Written instruction: Do not copy the pictures; transcribe all other material exactly.

Information supplied:
- - -
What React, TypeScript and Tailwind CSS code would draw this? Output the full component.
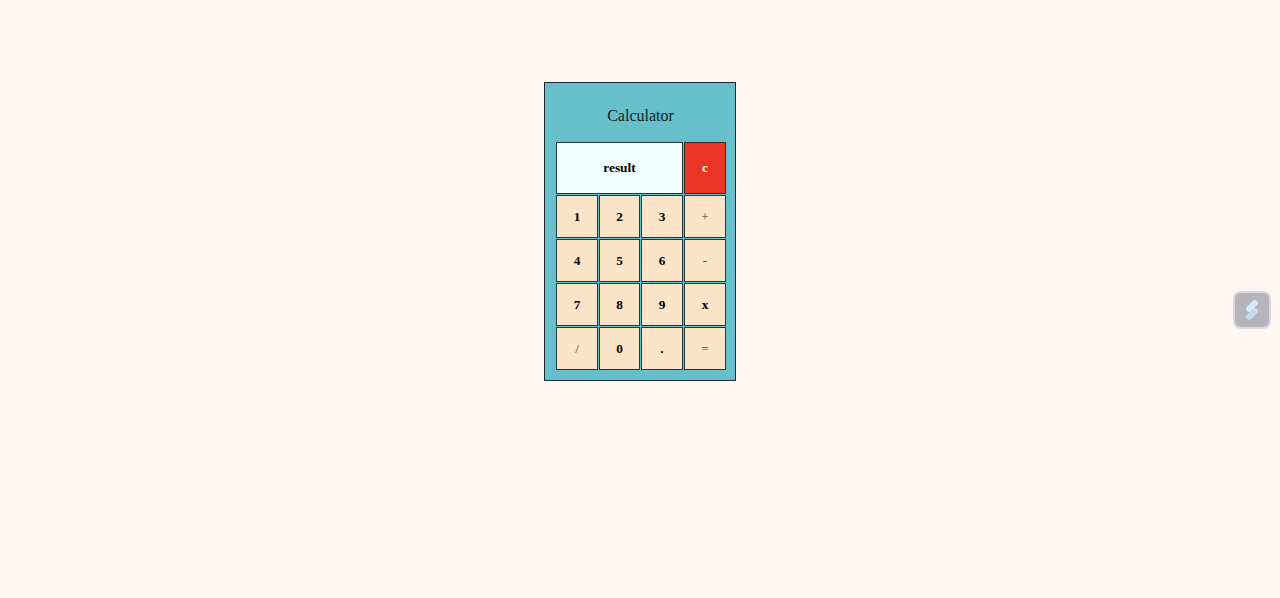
import React from 'react';

const keys: { label: string; bold: boolean }[] = [
  { label: '1', bold: true },
  { label: '2', bold: true },
  { label: '3', bold: true },
  { label: '+', bold: false },
  { label: '4', bold: true },
  { label: '5', bold: true },
  { label: '6', bold: true },
  { label: '-', bold: false },
  { label: '7', bold: true },
  { label: '8', bold: true },
  { label: '9', bold: true },
  { label: 'x', bold: true },
  { label: '/', bold: false },
  { label: '0', bold: true },
  { label: '.', bold: true },
  { label: '=', bold: false },
];

const App: React.FC = () => {
  return (
    <div className="relative min-h-[598px] w-full bg-[#fdf7f1] pt-[82px] font-['Liberation_Serif',serif]">
      <div className="mx-auto w-[192px] border border-[#1c2a2c] bg-[#67bfcc] pl-[11px] pr-[10px] pt-[24px] pb-[10px]">
        <h1 className="mb-[17px] text-center text-[16px] leading-[18px] text-[#0f1f22]">Calculator</h1>
        <div className="grid w-[170px] grid-cols-[42px_41px_42px_42px] grid-rows-[52px_repeat(4,43px)] gap-px">
          <div className="col-span-3 flex items-center justify-center border border-[#23393b] bg-[#f0ffff] text-[13.333px] font-bold text-black">
            result
          </div>
          <button className="flex items-center justify-center border border-[#3a2a28] bg-[#e83525] text-[13.333px] font-bold text-white">
            c
          </button>
          {keys.map((k) => (
            <button
              key={k.label}
              className={
                k.bold
                  ? 'flex items-center justify-center border border-[#23393b] bg-[#fbe4c8] text-[13.333px] font-bold text-black'
                  : 'flex items-center justify-center border border-[#23393b] bg-[#fbe4c8] text-[13.333px] font-normal text-[#444]'
              }
            >
              {k.label}
            </button>
          ))}
        </div>
      </div>

      {/* floating widget on the right edge */}
      <div className="absolute left-[1233px] top-[291px] flex h-[38px] w-[38px] items-center justify-center rounded-[8px] border-2 border-[#d9d9dc] bg-[#b4b4ba]">
        <svg width="24" height="24" viewBox="0 0 24 24">
          <rect x="9" y="1" width="6" height="14" rx="3" transform="rotate(45 12 8)" fill="#dce9f8" />
          <rect x="9" y="9" width="6" height="14" rx="3" transform="rotate(45 12 16)" fill="#c6daf2" />
        </svg>
      </div>
    </div>
  );
};

export default App;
- - -
The result:
What React, TypeScript and Tailwind CSS code would draw this? Output the full component.
import React from 'react';

const keys: { label: string; bold: boolean }[] = [
  { label: '1', bold: true },
  { label: '2', bold: true },
  { label: '3', bold: true },
  { label: '+', bold: false },
  { label: '4', bold: true },
  { label: '5', bold: true },
  { label: '6', bold: true },
  { label: '-', bold: false },
  { label: '7', bold: true },
  { label: '8', bold: true },
  { label: '9', bold: true },
  { label: 'x', bold: true },
  { label: '/', bold: false },
  { label: '0', bold: true },
  { label: '.', bold: true },
  { label: '=', bold: false },
];

const App: React.FC = () => {
  return (
    <div className="relative min-h-[598px] w-full bg-[#fdf7f1] pt-[82px] font-['Liberation_Serif',serif]">
      <div className="mx-auto w-[192px] border border-[#1c2a2c] bg-[#67bfcc] pl-[11px] pr-[10px] pt-[24px] pb-[10px]">
        <h1 className="mb-[17px] text-center text-[16px] leading-[18px] text-[#0f1f22]">Calculator</h1>
        <div className="grid w-[170px] grid-cols-[42px_41px_42px_42px] grid-rows-[52px_repeat(4,43px)] gap-px">
          <div className="col-span-3 flex items-center justify-center border border-[#23393b] bg-[#f0ffff] text-[13.333px] font-bold text-black">
            result
          </div>
          <button className="flex items-center justify-center border border-[#3a2a28] bg-[#e83525] text-[13.333px] font-bold text-white">
            c
          </button>
          {keys.map((k) => (
            <button
              key={k.label}
              className={
                k.bold
                  ? 'flex items-center justify-center border border-[#23393b] bg-[#fbe4c8] text-[13.333px] font-bold text-black'
                  : 'flex items-center justify-center border border-[#23393b] bg-[#fbe4c8] text-[13.333px] font-normal text-[#444]'
              }
            >
              {k.label}
            </button>
          ))}
        </div>
      </div>

      {/* floating widget on the right edge */}
      <div className="absolute left-[1233px] top-[291px] flex h-[38px] w-[38px] items-center justify-center rounded-[8px] border-2 border-[#d9d9dc] bg-[#b4b4ba]">
        <svg width="24" height="24" viewBox="0 0 24 24">
          <rect x="9" y="1" width="6" height="14" rx="3" transform="rotate(45 12 8)" fill="#dce9f8" />
          <rect x="9" y="9" width="6" height="14" rx="3" transform="rotate(45 12 16)" fill="#c6daf2" />
        </svg>
      </div>
    </div>
  );
};

export default App;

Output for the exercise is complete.